Normalization of income

“Normalizing Adjustments” are essential to value a Company and to make meaningful comparisons between a Company’s past and future performances. The normalization of the financial statements should reflect a willing buyer’s expectations for operating results and assist in
determining the appropriate future cash flow stream. In
order to minimize confusion and disagreements between
Buyer and Seller, adjustments should be:
• Supported by detailed explanations and authoritative
references.
• Reflective of all relevant factors.
• Reasonable and necessary.
Normalization generally involves adjusting for a number
of broad categories:
• Unusual, Nonrecurring or Extraordinary Items: highly
abnormal; non-recurring in the foreseeable future;
or unusual in nature and infrequent occurrence.

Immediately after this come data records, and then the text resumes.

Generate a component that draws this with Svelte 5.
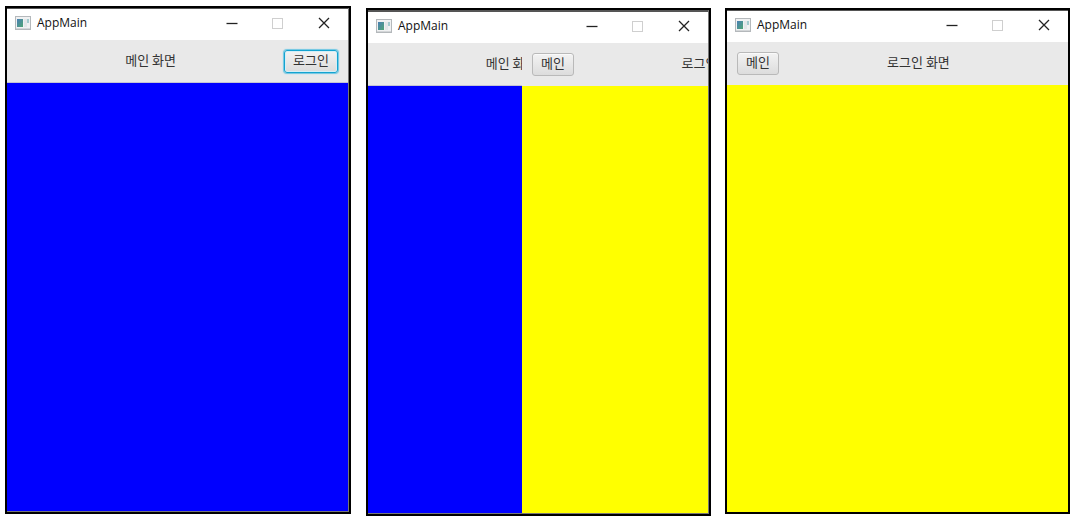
<script>
  const frames = [
    { id: 'main', main: true, login: false },
    { id: 'slide', main: true, login: true },
    { id: 'login', main: false, login: true }
  ];
</script>

{#snippet mainPane(covered)}
  <div class="pane">
    <header class="bar lined">
      <span class="label">메인 화면</span>
      <button class="btn" class:focused={!covered} class:covered>로그인</button>
    </header>
    <div class="body blue"></div>
  </div>
{/snippet}

{#snippet loginPane()}
  <div class="pane">
    <header class="bar">
      <button class="btn">메인</button>
      <span class="label">로그인 화면</span>
    </header>
    <div class="body yellow"></div>
  </div>
{/snippet}

<main class="page">
  {#each frames as frame (frame.id)}
    <section class="window {frame.id}">
      <div class="title">
        <svg class="app" width="16" height="14" viewBox="0 0 16 14" aria-hidden="true">
          <defs>
            <linearGradient id="g-{frame.id}" x1="0" y1="0" x2="1" y2="1">
              <stop offset="0" stop-color="#4a7fb5" />
              <stop offset="1" stop-color="#4fa575" />
            </linearGradient>
          </defs>
          <rect x="0.5" y="0.5" width="15" height="13" fill="#f0f1f2" stroke="#b4b8bb" />
          <rect x="1" y="12" width="14" height="1" fill="#d3d6d8" />
          <rect x="2" y="3" width="6" height="8" fill="url(#g-{frame.id})" />
          <rect x="9" y="3" width="3" height="8" fill="#e2e6e8" />
          <rect x="12" y="3" width="2" height="4" fill="#a5cbcf" />
        </svg>
        <span class="name">AppMain</span>
        <button class="ctl" aria-label="Minimize">
          <svg width="12" height="12" viewBox="0 0 12 12"><path d="M0.5 6.5H11.5" stroke="#222" stroke-width="1.3" /></svg>
        </button>
        <button class="ctl" aria-label="Maximize" disabled>
          <svg width="12" height="12" viewBox="0 0 12 12"><rect x="0.5" y="1.5" width="10" height="10" fill="none" stroke="#cfcfcf" /></svg>
        </button>
        <button class="ctl" aria-label="Close">
          <svg width="12" height="12" viewBox="0 0 12 12"><path d="M1 1L11 11M11 1L1 11" stroke="#222" stroke-width="1.3" /></svg>
        </button>
      </div>
      <div class="stage">
        {#if frame.main}{@render mainPane(frame.login)}{/if}
        {#if frame.main && frame.login}
          <div class="sliding">{@render loginPane()}</div>
        {:else if frame.login}
          {@render loginPane()}
        {/if}
      </div>
    </section>
  {/each}
</main>

<style>
  :global(body) {
    margin: 0;
    background: #fff;
  }
  .page {
    box-sizing: border-box;
    min-height: 100vh;
    display: grid;
    grid-template-columns: 346fr 346fr 345fr;
    gap: 14px;
    padding: 6px 5px 2px;
    font-family: "Noto Sans CJK KR", sans-serif;
    font-size: 13px;
    color: #333;
  }
  .window {
    display: flex;
    flex-direction: column;
    min-width: 0;
    box-sizing: border-box;
    border: 2px solid #000;
    overflow: hidden;
  }
  .main {
    margin-bottom: 2px;
  }
  .slide {
    margin: 2px 0 0 1px;
  }
  .login {
    margin: 2px 0;
  }
  .main,
  .slide {
    box-shadow: inset -1px -1px #777;
  }
  .title {
    display: flex;
    align-items: center;
    height: 28px;
    padding: 0 1px 3px 8px;
    border-top: 1px solid #555;
    background: #fff;
  }
  .slide .title {
    border-top-width: 2px;
  }
  .main .title,
  .slide .title,
  .main .stage,
  .slide .stage {
    margin-right: 1px;
  }
  .main .stage,
  .slide .stage {
    margin-bottom: 1px;
  }
  .app {
    flex: none;
  }
  .name {
    flex: 1;
    margin-left: 6px;
    font-family: "Open Sans", "Noto Sans", sans-serif;
    font-size: 12px;
    line-height: 16px;
    color: #111;
  }
  .ctl {
    display: grid;
    place-items: center;
    width: 46px;
    height: 28px;
    padding: 0;
    border: 0;
    background: none;
  }
  .stage {
    position: relative;
    display: flex;
    flex: 1;
    overflow: hidden;
  }
  .pane {
    display: flex;
    flex: 1;
    flex-direction: column;
    min-width: 0;
  }
  .sliding {
    position: absolute;
    top: 0;
    left: 45%;
    display: flex;
    box-sizing: border-box;
    width: 100%;
    height: 100%;
    margin-left: 1px;
  }
  .bar {
    display: flex;
    align-items: center;
    padding: 10px;
    background: #e9e9e9;
  }
  .lined {
    box-shadow: inset 0 -1px #c4c4d4;
  }
  .label {
    flex: 1;
    padding-bottom: 4px;
    text-align: center;
    line-height: 16px;
    white-space: nowrap;
  }
  .btn {
    flex: none;
    box-sizing: border-box;
    height: 23px;
    padding: 0 8px 4px;
    border: 1px solid #b9b9b9;
    border-radius: 3px;
    background: linear-gradient(#f3f3f3, #dcdcdc);
    box-shadow: inset 0 1px #fafafa;
    font: inherit;
    line-height: 16px;
    color: #333;
  }
  .focused {
    border-color: #14a3d0;
    box-shadow: 0 0 1px 1px #6cc6e3, inset 0 0 0 1px #d5eef6;
  }
  .covered {
    visibility: hidden;
  }
  .body {
    flex: 1;
  }
  .blue {
    background: #00f;
  }
  .yellow {
    background: #ff0;
  }
</style>
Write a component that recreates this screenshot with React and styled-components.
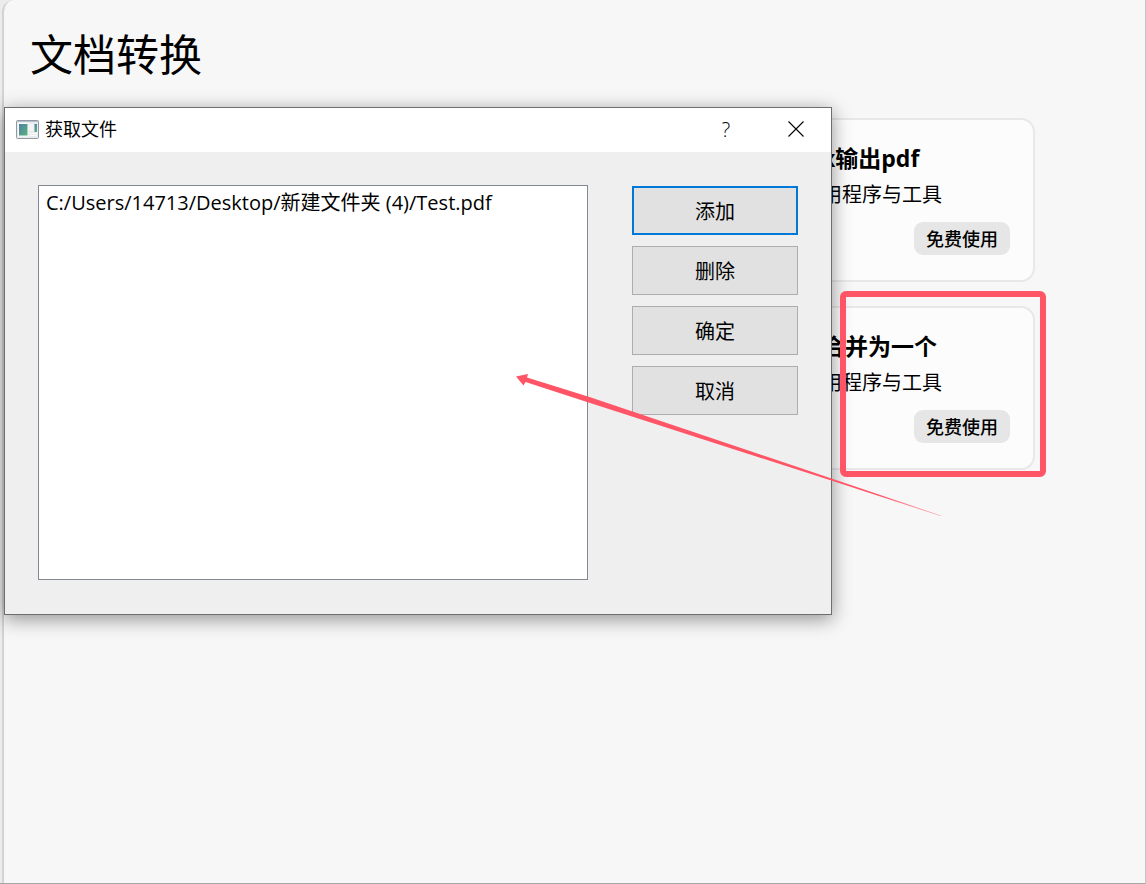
import React from "react";
import styled, { createGlobalStyle } from "styled-components";

const GlobalStyle = createGlobalStyle`
  * { box-sizing: border-box; }
  body {
    margin: 0;
    background: #ececec;
    color: #000;
    font-family: "Open Sans", "Noto Sans CJK SC", sans-serif;
  }
  h1, h2, p, ul { margin: 0; padding: 0; }
  button { font-family: inherit; color: inherit; }
`;

const Page = styled.main`
  position: relative;
  min-height: 100vh;
  overflow: hidden;
  padding: 0 0 0 2px;
  border-right: 1px solid #c4c4c4;
  border-bottom: 1px solid #a6a6a6;
`;

const Panel = styled.section`
  min-height: calc(100vh - 1px);
  padding: 23px 110px 0 26px;
  background: #f7f7f7;
  border-left: 2px solid #d2d4d4;
  border-top-left-radius: 12px;
`;

const Heading = styled.h1`
  font-size: 43px;
  line-height: 64px;
  font-weight: 400;
`;

const CardList = styled.ul`
  display: grid;
  justify-content: end;
  grid-template-columns: 230px;
  gap: 24px;
  margin-top: 31px;
  list-style: none;
`;

const Card = styled.li`
  display: flex;
  flex-direction: column;
  height: 164px;
  padding: 20px 23px 24px 15px;
  background: #fcfcfc;
  border: 2px solid #e8e8e8;
  border-radius: 14px;
`;

const CardTitle = styled.h2`
  font-size: 23px;
  line-height: 37px;
  font-weight: 700;
  white-space: nowrap;
`;

const CardText = styled.p`
  font-size: 20px;
  line-height: 36px;
  white-space: nowrap;
`;

const UseButton = styled.button`
  align-self: flex-end;
  width: 96px;
  height: 33px;
  margin-top: 9px;
  padding: 0;
  font-size: 18px;
  line-height: 32px;
  font-weight: 500;
  white-space: nowrap;
  background: #e6e6e6;
  border: 0;
  border-radius: 9px;
`;

const Dialog = styled.section`
  position: absolute;
  left: 4px;
  top: 107px;
  width: 828px;
  background: #efefef;
  border: 1px solid #6e6e6e;
  box-shadow: 0 4px 18px rgba(0, 0, 0, 0.42);
`;

const TitleBar = styled.header`
  display: flex;
  align-items: center;
  height: 44px;
  padding: 0 0 2px 11px;
  background: #fff;
`;

const DialogTitle = styled.h2`
  flex: 1;
  margin-left: 6px;
  font-size: 18px;
  line-height: 42px;
  font-weight: 400;
`;

const CaptionButton = styled.button`
  display: grid;
  place-items: center;
  width: 70px;
  height: 42px;
  padding: 0;
  font-size: 20px;
  font-weight: 300;
  background: transparent;
  border: 0;
`;

const DialogBody = styled.div`
  display: grid;
  grid-template-columns: 1fr 166px;
  gap: 44px;
  padding: 33px 33px 34px;
`;

const FileList = styled.ul`
  height: 395px;
  padding: 2px 7px;
  background: #fff;
  border: 1px solid #828790;
  list-style: none;
`;

const FileItem = styled.li`
  font-size: 20px;
  line-height: 30px;
  white-space: nowrap;
`;

const Actions = styled.div`
  display: flex;
  flex-direction: column;
  gap: 11px;
  padding-top: 1px;
`;

const ActionButton = styled.button`
  height: 49px;
  padding: 0;
  font-size: 20px;
  background: #e1e1e1;
  border: ${(p) => (p.$primary ? "2px solid #0078d7" : "1px solid #adadad")};
`;

const Marker = styled.div`
  position: absolute;
  left: 840px;
  top: 291px;
  width: 206px;
  height: 186px;
  border: 6px solid #ff5566;
  border-radius: 6px;
  pointer-events: none;
`;

const Arrow = styled.svg`
  position: absolute;
  left: 516px;
  top: 373px;
  pointer-events: none;
`;

const WindowIcon = () => (
  <svg width="23" height="19" viewBox="0 0 23 19" aria-hidden="true">
    <defs>
      <linearGradient id="screen" x1="0" y1="0" x2="1" y2="1">
        <stop offset="0" stopColor="#4b7fa6" />
        <stop offset="1" stopColor="#5cb57c" />
      </linearGradient>
    </defs>
    <rect x="0.5" y="0.5" width="22" height="18" rx="1" fill="#e9ecee" stroke="#9299a0" />
    <path d="M1 1.5H22" stroke="#b5c1ce" />
    <rect x="2.5" y="3.5" width="9.5" height="12.5" fill="url(#screen)" stroke="#fafafa" />
    <rect x="13.5" y="4" width="4" height="7" fill="#f5f5f5" />
    <rect x="18.5" y="4" width="2.5" height="8" fill="url(#screen)" />
    <path d="M13.5 13.5H21M13.5 15.5H21" stroke="#fafafa" />
  </svg>
);

const CloseIcon = () => (
  <svg width="16" height="16" viewBox="0 0 16 16" fill="none" stroke="#000" strokeWidth="1.1" aria-hidden="true">
    <path d="M0.5 0.5L15.5 15.5M15.5 0.5L0.5 15.5" />
  </svg>
);

const cards = [
  { title: "x输出pdf", text: "用程序与工具" },
  { title: "合并为一个", text: "用程序与工具" },
];

const actions = ["添加", "删除", "确定", "取消"];

export default function App() {
  return (
    <>
      <GlobalStyle />
      <Page>
        <Panel>
          <Heading>文档转换</Heading>
          <CardList>
            {cards.map((card) => (
              <Card key={card.title}>
                <CardTitle>{card.title}</CardTitle>
                <CardText>{card.text}</CardText>
                <UseButton type="button">免费使用</UseButton>
              </Card>
            ))}
          </CardList>
        </Panel>

        <Dialog role="dialog" aria-labelledby="dialog-title">
          <TitleBar>
            <WindowIcon />
            <DialogTitle id="dialog-title">获取文件</DialogTitle>
            <CaptionButton type="button">?</CaptionButton>
            <CaptionButton type="button" aria-label="关闭">
              <CloseIcon />
            </CaptionButton>
          </TitleBar>
          <DialogBody>
            <FileList>
              <FileItem>C:/Users/14713/Desktop/新建文件夹 (4)/Test.pdf</FileItem>
            </FileList>
            <Actions>
              {actions.map((label, i) => (
                <ActionButton key={label} type="button" $primary={i === 0}>
                  {label}
                </ActionButton>
              ))}
            </Actions>
          </DialogBody>
        </Dialog>

        <Marker />
        <Arrow width="426" height="146" viewBox="0 0 426 146" aria-hidden="true">
          <defs>
            <linearGradient id="fade" gradientUnits="userSpaceOnUse" x1="0" y1="0" x2="426" y2="143">
              <stop offset="0.85" stopColor="#ff5566" />
              <stop offset="1" stopColor="#ff5566" stopOpacity="0.4" />
            </linearGradient>
          </defs>
          <path
            d="M0 3.5L12 1L11 4.5L72 23.5L317 106L425 142.5L425 143.2L316 107.8L71 29L9.5 9L7.5 12.5Z"
            fill="url(#fade)"
          />
        </Arrow>
      </Page>
    </>
  );
}
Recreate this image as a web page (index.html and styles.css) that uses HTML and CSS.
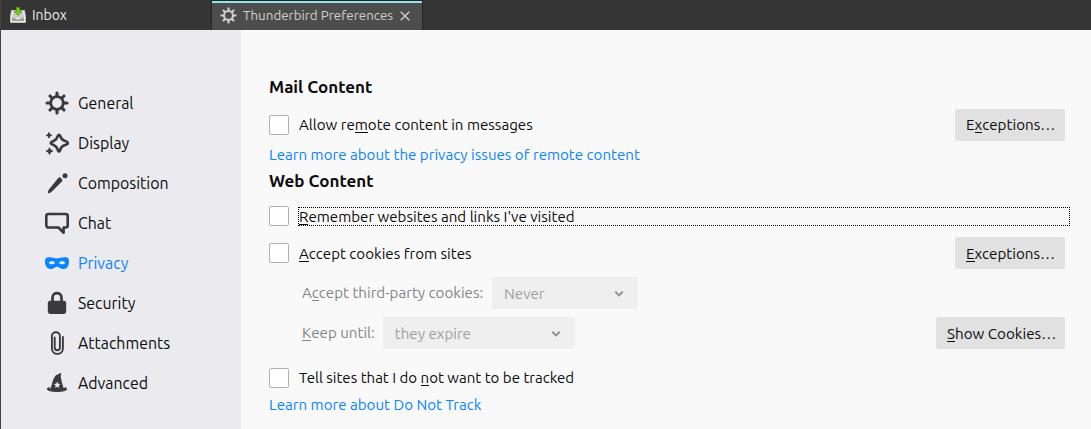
FILE: index.html
```html
<!DOCTYPE html>
<html lang="en">
<head>
<meta charset="utf-8">
<title>Thunderbird Preferences</title>
<link rel="stylesheet" href="styles.css">
</head>
<body>
<svg class="defs" width="0" height="0">
  <symbol id="gear" viewBox="0 0 24 24">
    <circle cx="12" cy="12" r="6.300" fill="none" stroke="currentColor" stroke-width="2.800"/>
    <path d="M12 5V2M12 19v3M5 12H2M19 12h3M7 7 5 5M17 7l2-2M7 17l-2 2M17 17l2 2" fill="none" stroke="currentColor" stroke-width="3.100" stroke-linecap="round"/>
  </symbol>
</svg>
<header class="tabs">
  <div class="tab tab-inbox">
    <svg class="inbox-icon" width="16" height="16" viewBox="0 0 16 16">
      <path d="M1.500 3.500h13l1 6v6H.5v-6z" fill="#eeeeec" stroke="#c9cac3" stroke-width=".8"/>
      <path d="M3 5.500h10v1H3zM2.500 7.500h11v1h-11zM2 9.500h12v1H2z" fill="#a5a8a0"/>
      <path d="M2 11h3l1 1.200h4L11 11h3v3H2z" fill="#9a9c96"/>
      <path d="M6.500.5h3v3.800H12L8 8.300 4 4.300h2.500z" fill="#73d216" stroke="#4e9a06" stroke-width=".9"/>
    </svg>
    <span>Inbox</span>
  </div>
  <div class="tab tab-active">
    <svg class="tab-gear" width="17" height="17"><use href="#gear"/></svg>
    <span>Thunderbird Preferences</span>
    <svg class="close" width="10" height="10" viewBox="0 0 10 10"><path d="M.7.7l8.600 8.600M9.300.7.7 9.300" stroke="#c4c4c4" stroke-width="1.600"/></svg>
  </div>
</header>
<div class="page">
  <nav class="sidebar">
    <a class="item"><svg class="icon" viewBox="0 0 24 24"><use href="#gear"/></svg><span>General</span></a>
    <a class="item"><svg class="icon" viewBox="0 0 24 24">
      <path d="M14 3.800c.8 0 1.100.6 1.400 1.600.7 2.500 1.600 3.600 4.100 4.400 2.600.9 3.500 1.200 3.500 2.200s-.9 1.400-3.500 2.200c-2.500.8-3.400 1.700-4.100 4.200-.3 1-.6 2.200-1.400 2.200s-1.100-1.200-1.400-2.200c-.7-2.500-1.600-3.400-3.600-4.200C6.700 13.300 5.800 13 5.800 12s1.200-1.400 3.200-2.200c2-.8 2.900-1.900 3.600-4.400.3-1 .6-1.600 1.400-1.600z" fill="none" stroke="currentColor" stroke-width="2.700"/>
      <path d="M4 1.500l.8 2 2 .8-2 .8-.8 2-.8-2-2-.8 2-.8zM4.500 16.800l1 2.300 2.300 1-2.300 1-1 2.400-1-2.400-2.300-1 2.300-1z" fill="currentColor" stroke="currentColor" stroke-width="1"/>
    </svg><span>Display</span></a>
    <a class="item"><svg class="icon" viewBox="0 0 24 24">
      <path d="M13.700 7.300c1.100-1.100 3.900 1.600 2.800 2.700L6.500 20c-1 1-3 1.700-3 1.700s-.1-1.300.7-2.500z" fill="currentColor" stroke="currentColor" stroke-width="1.200" stroke-linejoin="round"/>
      <circle cx="20" cy="4.700" r="2.500" fill="currentColor"/>
    </svg><span>Composition</span></a>
    <a class="item"><svg class="icon" viewBox="0 0 24 24">
      <path d="M3.500 3h17c1.200 0 2.200.9 2.200 2v9.500c0 1.100-1 2-2.200 2h-1.900v5.300l-5.100-5.300h-10c-1.200 0-2.200-.9-2.200-2V5c0-1.100 1-2 2.200-2z" fill="none" stroke="currentColor" stroke-width="2.600" stroke-linejoin="round"/>
    </svg><span>Chat</span></a>
    <a class="item selected"><svg class="icon" viewBox="0 0 24 24">
      <path fill-rule="evenodd" d="M3 6.300c3.500-.6 6 .9 9 .9s5.500-1.500 9-.9c2.400.4 3 1.700 3 4.200 0 4.300-2 7.500-5.300 7.500-3.700 0-5-2.300-6.700-2.300S9 18 5.300 18C2 18 0 14.800 0 10.500 0 8 .6 6.700 3 6.300zM3.700 12c1.200 1.700 5.300 1.700 6.400 0-1.600-2.700-5-2.700-6.400 0zm10.200 0c1.200 1.700 5.300 1.700 6.400 0-1.400-2.700-4.800-2.700-6.400 0z" fill="currentColor"/>
    </svg><span>Privacy</span></a>
    <a class="item"><svg class="icon" viewBox="0 0 24 24">
      <rect x="2.800" y="9.800" width="18.400" height="13.200" rx="2.400" fill="currentColor"/>
      <path d="M7.500 11V6.700c0-6 9-6 9 0V11" fill="none" stroke="currentColor" stroke-width="2.700"/>
    </svg><span>Security</span></a>
    <a class="item"><svg class="icon" viewBox="0 0 24 24">
      <path d="M9.700 6.500v10.300c0 3.200 5.200 3.200 5.200 0V5.200c0-5.300-8-5.300-8 0v12.300c0 7.200 11 7.200 11 0V6" fill="none" stroke="currentColor" stroke-width="1.900" stroke-linecap="round"/>
    </svg><span>Attachments</span></a>
    <a class="item"><svg class="icon" viewBox="0 0 24 24">
      <path fill-rule="evenodd" d="M5.500 17.500C7.300 13 8 7.200 10.700 4.500 12 3.200 14.600 3.300 16 1.800c.5 1.800-.5 2.500-.2 4.300.7 4 1.500 7.700 3 11.400-2 2.500-11.300 2.500-13.300 0zm6.700-7-1 2.300-2.400.2 1.900 1.600-.6 2.400 2.100-1.300 2.100 1.300-.6-2.400 1.900-1.600-2.400-.2z" fill="currentColor"/>
      <path d="M4 16.500c-1 .3-1.700.8-1.700 1.500 0 3.300 19.400 3.300 19.400 0 0-.7-.7-1.200-1.700-1.500-.2 3.300-15.800 3.300-16 0z" fill="currentColor" stroke="currentColor"/>
    </svg><span>Advanced</span></a>
  </nav>
  <main class="content">
    <h2 class="heading h-mail">Mail Content</h2>
    <div class="row">
      <i class="check"></i><span>Allow re<u>m</u>ote content in messages</span>
      <button class="button">E<u>x</u>ceptions…</button>
    </div>
    <a class="link">Learn more about the privacy issues of remote content</a>
    <h2 class="heading h-web">Web Content</h2>
    <div class="row r-remember">
      <i class="check"></i><div class="focus"><u>R</u>emember websites and links I've visited</div>
    </div>
    <div class="row r-cookies">
      <i class="check"></i><span class="low"><u>A</u>ccept cookies from sites</span>
      <button class="button low"><u>E</u>xceptions…</button>
    </div>
    <div class="row sub">
      <span>A<u>c</u>cept third-party cookies:</span>
      <div class="select s-never"><span>Never</span><svg width="10" height="8" viewBox="0 0 10 8"><path d="M1.300 1.700 5 5.400l3.700-3.700"/></svg></div>
    </div>
    <div class="row sub">
      <span><u>K</u>eep until:</span>
      <div class="select s-expire"><span>they expire</span><svg width="10" height="8" viewBox="0 0 10 8"><path d="M1.300 1.700 5 5.400l3.700-3.700"/></svg></div>
      <button class="button wide low"><u>S</u>how Cookies…</button>
    </div>
    <div class="row r-track">
      <i class="check"></i><span class="l-track">Tell sites that I do <u>n</u>ot want to be tracked</span>
    </div>
    <a class="link k-track">Learn more about Do Not Track</a>
  </main>
</div>
</body>
</html>
```
FILE: styles.css
```css
* { box-sizing: border-box; }
body {
  margin: 0;
  width: 1091px;
  height: 429px;
  overflow: hidden;
  background: #f9f9fa;
  color: #0c0c0d;
  font: 15.12px/20px Ubuntu, "Noto Sans", sans-serif;
  white-space: nowrap;
}
.defs { display: block; height: 0; }
.tabs { display: flex; height: 30px; background: #353535; border-left: 1px solid #4a413c; }
.tab { display: flex; align-items: center; }
.tab-inbox { width: 210px; padding-left: 9px; gap: 6px; color: #eee; font-size: 14px; }
.tab-active {
  width: 212px;
  padding-left: 8px;
  border: solid #242424;
  border-width: 1px 1px 0;
  background: linear-gradient(#8ee6ea 2px, #4d4d4d 2px);
  color: #d0d0d0;
  font-size: 13.4px;
}
.tab-gear { margin-right: 6px; }
.close { margin-left: auto; margin-right: 12px; }
.page { display: flex; height: 399px; border-left: 1px solid #4a413c; }
.sidebar { flex: none; width: 240px; padding: 53px 0 0 44px; background: #ebebef; font-size: 15.9px; }
.item { display: flex; align-items: center; height: 40px; gap: 9px; }
.icon { width: 24px; height: 24px; color: #3a3a3c; }
.selected, .selected .icon { color: #0a84ff; }
.content { flex: 1; min-width: 0; padding: 42px 26px 0 28px; }
.heading { margin: 0; font-size: 17px; line-height: 20px; font-weight: 700; }
.h-mail { height: 37px; padding-top: 5px; }
.h-web { height: 35px; }
.row { display: flex; align-items: center; height: 32px; }
.low { padding-top: 1px; }
.check { flex: none; width: 20px; height: 20px; margin-right: 10px; border: 1px solid #b1b1b1; border-radius: 2px; background: #fff; }
.button {
  width: 110px;
  height: 32px;
  margin-left: auto;
  padding: 0 0 0 11px;
  border: 0;
  border-radius: 2px;
  background: #e1e1e2;
  color: #0c0c0d;
  font: inherit;
  font-size: 15.2px;
  text-align: left;
}
.button.low { padding-top: 2px; }
.wide { width: 129px; }
.link { display: block; height: 30px; padding-top: 4px; color: #0a84ff; }
u { text-decoration: none; box-shadow: inset 0 -1px; display: inline-block; height: 18px; line-height: 20px; vertical-align: top; }
.r-remember { height: 20px; }
.focus {
  flex: none;
  width: 772px;
  height: 19px;
  margin: 1px 0 0 -1px;
  border: 1px dotted #000;
  line-height: 18px;
}
.focus u { line-height: 18px; height: 17px; }
.r-cookies { margin-top: 11px; }
.sub { margin-top: 8px; padding-left: 33px; color: #858586; }
.select { display: flex; align-items: center; justify-content: space-between; height: 32px; padding: 1px 14px 0 12px; border-radius: 2px; background: #efefef; color: #a0a0a1; }
.select path { fill: none; stroke: #919192; stroke-width: 2; }
.s-never { width: 146px; margin-left: auto; margin-right: 427px; }
.s-expire { width: 192px; margin-left: 8px; }
.r-track { height: 20px; margin-top: 19px; }
.l-track { font-size: 15.05px; }
.k-track { padding-top: 7px; }
```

• Nonoperating Items: assets, liabilities, related
earnings and expenses not associated with true
operating performance.
• Unusual Accounting Conventions: nonconformance
with GAAP; industries with unique accounting
habits; and changes in accounting methods.
• Appropriateness of ownership controlled expenses:
compensation, perks and family member expenses.
The appropriate adjustments to normalize income require substantial effort on the part
of your M&A professional. It is the cornerstone upon which the Seller and Buyer make
their determination of a sale/purchase price.